New York, the autumn of 2002, and I’m sat in a Lower East Side bar. It’s a vaguely trendy place, but not painfully so, thanks largely to the rather taciturn Irish American staff who have no truck with trucker caps. Back in London, Strokes mania is still high, fuelled by the release of the band’s debut album the year before. In New York, though, people are too self aware to acknowledge the presence of one of the band when he walks into the bar, a lady in tow.
The Stroke, who appears tired and emotional, enjoys a drink and a game of pool at the table at the back of the bar. It being New York there is only one loo on the premises, and the band member takes it upon himself to relieve his aching bladder into the corner of the bar, behind the excellent free jukebox. This does not go down well with the Irish barman, who stomps over with bucket and mop. Despite hands raised in a protestation that suggests "do you know who I am", our hapless musician is forced to clean up his puddle, and swiftly ejected into the New York night.

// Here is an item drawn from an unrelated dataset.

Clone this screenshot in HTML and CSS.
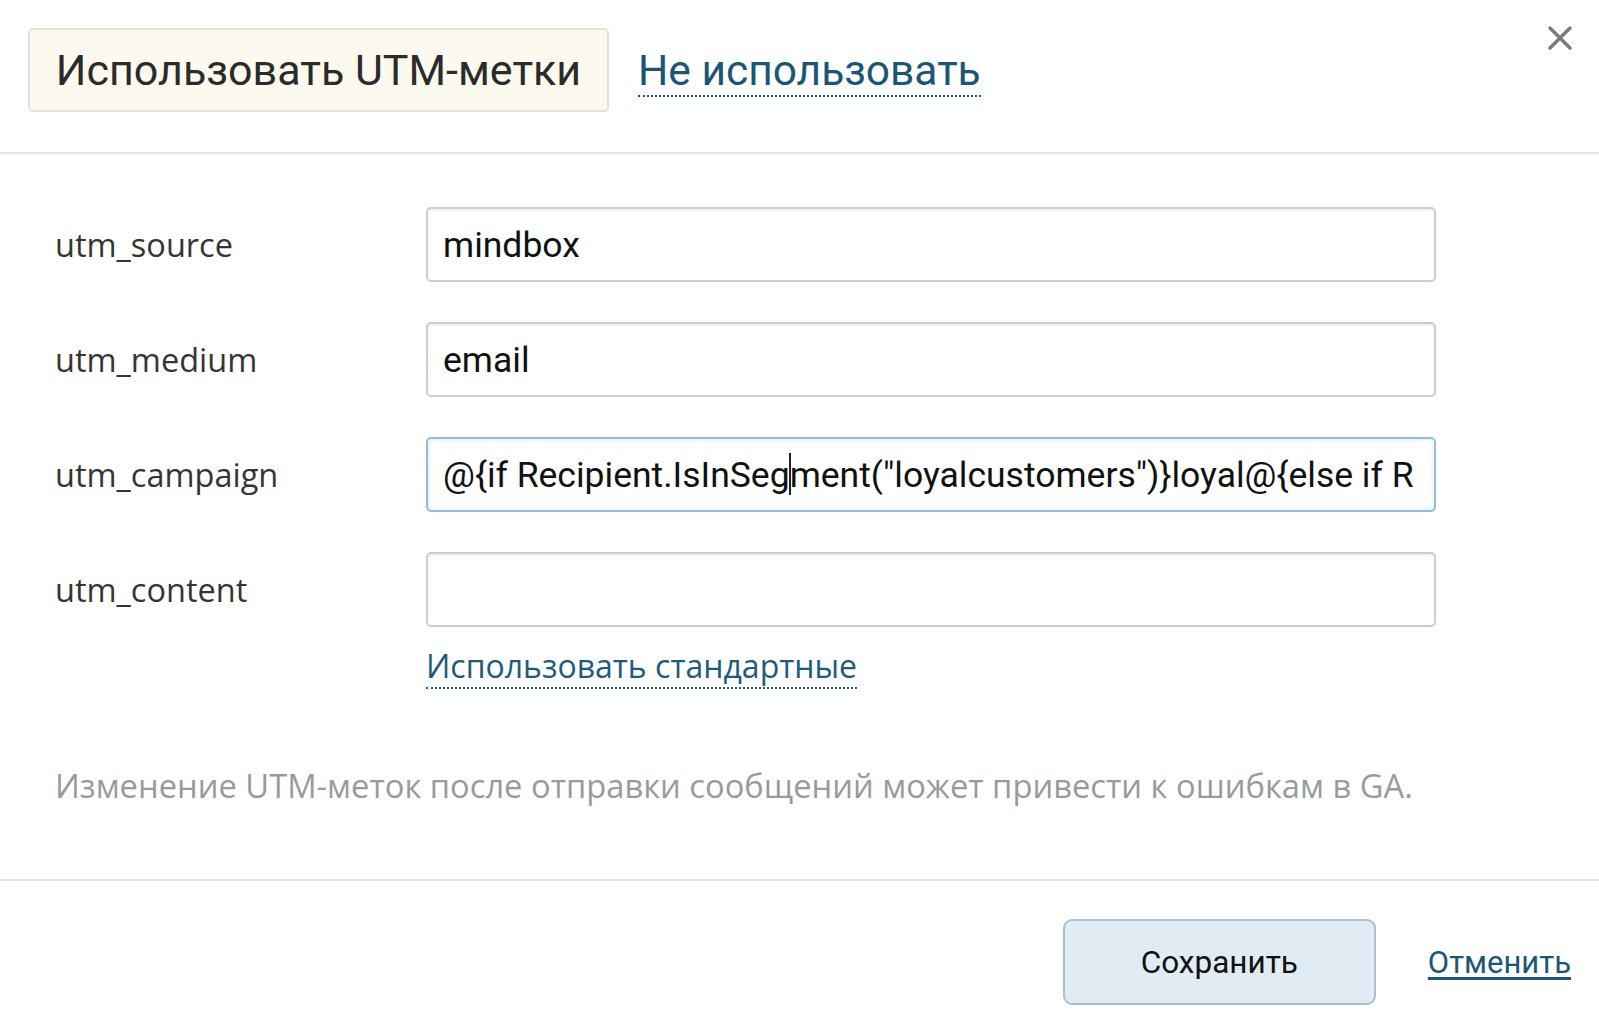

The incident was probably the moment that my brief love affair with The Strokes ended for good, smacking as it did of unbridled, selfish arrogance and dilettantism. Musically, what The Strokes have achieved since has been a similar, orangey micturition, delivered in the wrong place at the wrong time. I’m no hater, either. When they first appeared, I was one of those who bought that jukebox only ‘Last Night’ 7" and played it to death. It’s certainly ludicrous to suggest (as the Observer did in their recent hagiographic interview) that in 2001 the musical landscape was bleak (after all, The Fall had released The Unutterable the year before) but if you had a penchant for handsome and well-dressed young men playing songs about sex, and updating the music of the 70s for a contemporary mainstream audience, then they were about the best thing to come along since Suede, and possessed of a louche effeminacy that the scrag end of Britpop had squished under its Adidas trainer. But their debut album Is This It was a wasted opportunity, and subsequent gigs disappointing. A friend and I won tickets to their first Brixton Academy show in a dancing contest (this is true) but after being subjected to less than an hour of flaky flapping in that cavernous room were left wishing we’d taken the £200 offered by touts outside. The Strokes became a lesson in how music made by dapper young men playing songs about sex is often, if not always, as unrewarding as sleeping with them. And so it has continued, with the unflappable, unfailing support of the music and broadsheet press, who jump on every utterance and mediocre side project with unflinching glee.
So to Angles. This is a record produced in circumstances as weary and depressing as that jukebox widdle, with the rest of the band going into the studio to record music for supremely deluded and self-important singer Julian Casablancas to sing over at a later date. Guitarist Nick Valensi has described the process as "awful" adding "I feel like we have a better album in us, and it’s going to come out soon." Well then, why on earth did you bother? Because Angles isn’t the worst record out this year, but it is certainly one of the most vapid and indulgent. The Strokes have made an effort to update their sound (New Wave fuzz gone intricate; a surfeit of treble) but by and large they’ve done this by attempting a classic pop rock gloss that’s more Mr Sheen than chrome and cocaine. So ‘Two Kinds Of Happiness’ is Cars’ ‘My Best Friends Girl’ with all the joi de vivre sucked out, interludes of "oooh" vocals that bring to mind some of the groups that have stolen The Strokes’ King Of The White American Men With Guitars crown over the past ten years.
‘Taken For A Fool’ is dire cod reggae, ‘Under Cover Of Darkness’ includes the lyric "everyone’s been singing the same song for ten years" in perhaps a rare moment of self-awareness from Casablancas. In the final track, he even sings "What’s the point?" ‘Gratisfaction’ is like Mud, both the band and the stuff you step in on a country walk; while ‘Call Me Back’ does indeed sound as if Casablancas dialled his vocal in from the depths of his bed, and it is probably the worst song any member of The Strokes has ever written. And that includes the bassist.
‘Metabolism’ just sees Casablancas yelling and drawling away in the fashion of a man wrapped in white and being loaded into the back of a van. There are two great moments, however, in the heavy coiled spring electronics of You’re So Right’ and the dreamy chorus of ‘Games’. Yet both tracks see The Strokes losing enthusiasm with a sigh, and reverting back to the paper thin sound they’ve relied on for ten years now. Where can they go from here? Perhaps it’s unfair to expect a band who made their name, sound and media reputation out of being feckless post-modernists to attempt anything genuinely bold and forward-thinking. But even on their own terms, Angles is a moribund record, joyless, lazy, lacking in vigour and vim. Entirely flat, then.